2. Obama will not meaningfully move to the right and will face a challenge in the 2012 D primary from Hillary Clinton. These is nothing in Obama's political history to suggest that he seeks, learns from, and integrates feedback, and, if his first two years are indicative, he views legislative compromise as something to be avoided. Obama is a practitioner of hardball politics - play hard, and deal when necessary to get the votes. (Case in point: it was more expedient to offer Ben Nelson the "Cornhusker Kickback" (and similar offers to others) then to change the HC legislation to gain compromise.) Also, when under political stress, Obama's default mode is to demonize the opposition (think about how he has wailed on insurance companies, oil companies, banks, and special interests, when advantageous to the legislation at hand), rather than seek a mutually satisfactory outcome. This instinct -while common in politics - is unproductive in a split Congress.

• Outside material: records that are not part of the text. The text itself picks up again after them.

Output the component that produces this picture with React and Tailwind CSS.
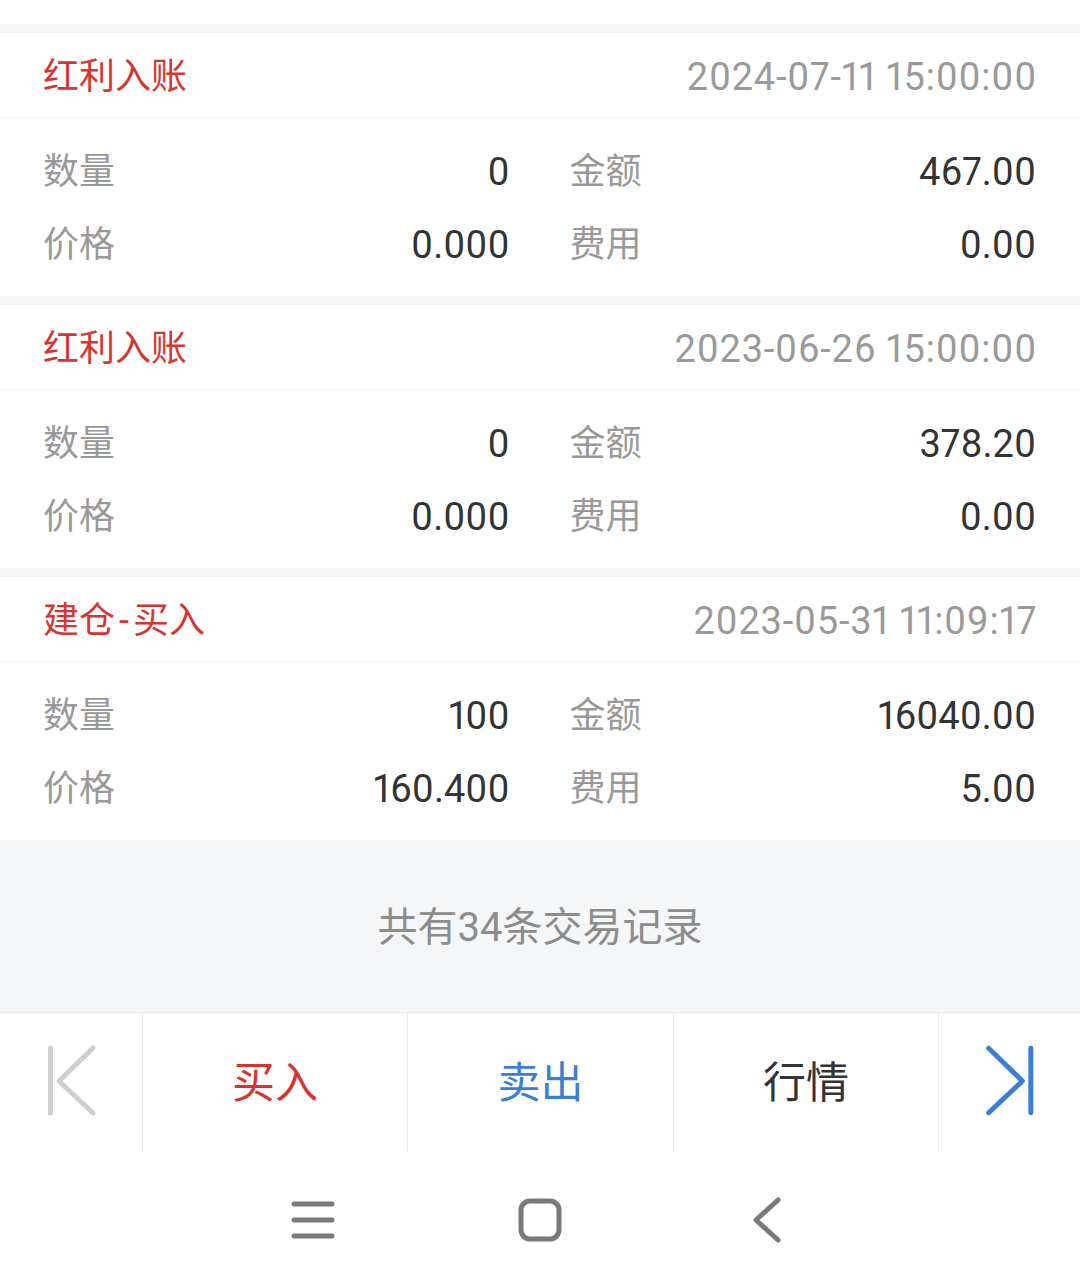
import React from 'react'

const records = [
  {
    type: ['红利入账'],
    time: '2024-07-11 15:00:00',
    qty: '0',
    amount: '467.00',
    price: '0.000',
    fee: '0.00',
  },
  {
    type: ['红利入账'],
    time: '2023-06-26 15:00:00',
    qty: '0',
    amount: '378.20',
    price: '0.000',
    fee: '0.00',
  },
  {
    type: ['建仓', '买入'],
    time: '2023-05-31 11:09:17',
    qty: '100',
    amount: '16040.00',
    price: '160.400',
    fee: '5.00',
  },
]

const Field = ({ label, value }) => (
  <div className="flex items-center justify-between h-[73px]">
    <span className="text-[36px] leading-none text-[#999999]">{label}</span>
    <span className="text-[38px] leading-none text-[#333333] proportional-nums">{value}</span>
  </div>
)

// "建仓-买入" uses a wider dash in the original app font
const Title = ({ parts }) => (
  <span className="text-[36px] leading-none text-[#d8342f]">
    {parts[0]}
    {parts.length > 1 && (
      <>
        <span className="px-[4px]">-</span>
        {parts[1]}
      </>
    )}
  </span>
)

const RecordCard = ({ record }) => (
  <div>
    <div className="h-[9px] bg-[#f5f6f8]" />
    <div className="bg-white">
      <div className="h-[85px] pt-[3px] px-[43px] flex items-center justify-between border-b border-[#f1f1f1]">
        <Title parts={record.type} />
        <span className="text-[38px] leading-none tracking-[0.75px] text-[#9a9a9a] proportional-nums">
          {record.time}
        </span>
      </div>
      <div className="pt-[17px] pb-[15px] pl-[43px] pr-[44px] grid grid-cols-2 gap-x-[60px]">
        <Field label="数量" value={record.qty} />
        <Field label="金额" value={record.amount} />
        <Field label="价格" value={record.price} />
        <Field label="费用" value={record.fee} />
      </div>
    </div>
  </div>
)

const FirstIcon = () => (
  <svg width="142" height="140" viewBox="0 0 142 140" fill="none">
    <path d="M50.5 35V100" stroke="#cfcfcf" strokeWidth="5" strokeLinecap="round" />
    <path d="M93 35L59 68L93 100" stroke="#cfcfcf" strokeWidth="5" strokeLinecap="round" strokeLinejoin="round" />
  </svg>
)

const LastIcon = () => (
  <svg width="142" height="140" viewBox="0 0 142 140" fill="none">
    <path d="M50 35L84 68L50 100" stroke="#3a7fd5" strokeWidth="5" strokeLinecap="round" strokeLinejoin="round" />
    <path d="M92.5 35V100" stroke="#3a7fd5" strokeWidth="5" strokeLinecap="round" />
  </svg>
)

export default function App() {
  return (
    <div
      className="w-[1080px] h-[1286px] flex flex-col bg-white overflow-hidden"
      style={{ fontFamily: 'Roboto, "Noto Sans CJK SC", sans-serif' }}
    >
      <div className="h-[24px] bg-white" />

      {records.map((r, i) => (
        <RecordCard key={i} record={r} />
      ))}

      <div className="flex-1 pt-[4px] bg-[#f5f6f8] flex items-center justify-center border-b border-[#e8e8e8]">
        <span className="text-[40px] leading-none text-[#8c8c8c]">共有34条交易记录</span>
      </div>

      <div className="h-[140px] flex bg-white">
        <button className="w-[142px] h-full flex items-center justify-center">
          <FirstIcon />
        </button>
        <button className="w-[265px] h-full flex items-center justify-center border-l border-[#ececec] text-[43px] leading-none text-[#d8342f]">
          买入
        </button>
        <button className="w-[266px] h-full flex items-center justify-center border-l border-[#ececec] text-[43px] leading-none text-[#3a7fd5]">
          卖出
        </button>
        <button className="w-[265px] h-full flex items-center justify-center border-l border-[#ececec] text-[43px] leading-none text-[#333333]">
          行情
        </button>
        <button className="w-[142px] h-full flex items-center justify-center border-l border-[#ececec]">
          <LastIcon />
        </button>
      </div>

      <div className="h-[133px] flex items-center justify-center gap-[147px] bg-white">
        <div className="w-[80px] flex justify-center">
          <svg width="44" height="40" viewBox="0 0 44 40" fill="none">
            <path d="M3 4H41M3 20H41M3 36H41" stroke="#7a7a7a" strokeWidth="5" strokeLinecap="round" />
          </svg>
        </div>
        <div className="w-[80px] flex justify-center">
          <svg width="44" height="44" viewBox="0 0 44 44" fill="none">
            <rect x="3" y="3" width="38" height="38" rx="9" stroke="#7a7a7a" strokeWidth="5" />
          </svg>
        </div>
        <div className="w-[80px] flex justify-center">
          <svg width="30" height="46" viewBox="0 0 30 46" fill="none">
            <path d="M26 3L4 23L26 43" stroke="#7a7a7a" strokeWidth="5" strokeLinecap="round" strokeLinejoin="round" />
          </svg>
        </div>
      </div>
    </div>
  )
}
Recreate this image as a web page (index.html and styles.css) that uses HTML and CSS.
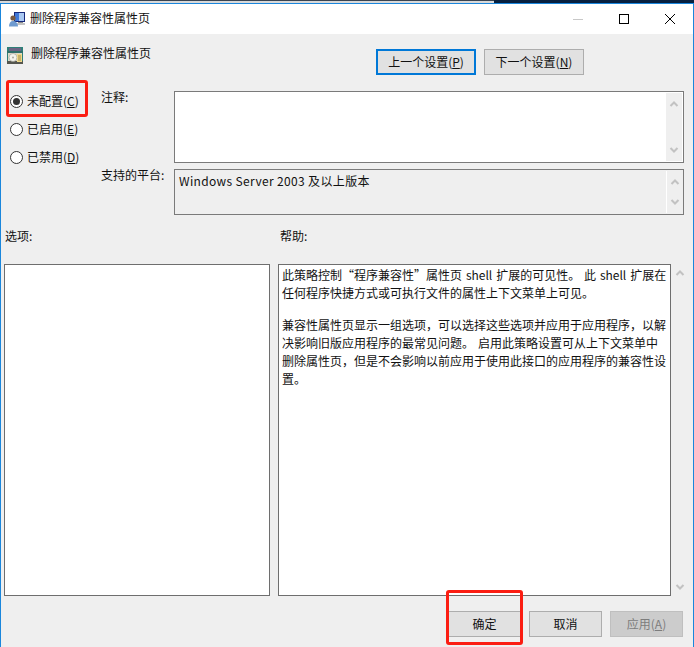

I think Obama will seek non-economic left/progressive issues that have better than average appeal in the general populace, and use these issues as a wedge against R's. (For example, I think Obama will try to make immigration a prominent issue.) The R's will retreat to "Just say no mode," and the country will suffer. The combination of Obama's hard left policies, and not much political progress due to the stalemate in Congress will enable Hillary Clinton to run to the right of Obama (but still left of center).

1 comment:

J. said...

A good read... well considered and presented. Thanks!

My hope is that the GOP sees the O'Donnell debacle as a possible harbinger of a Palin presidential run and choose a more palatable candidate.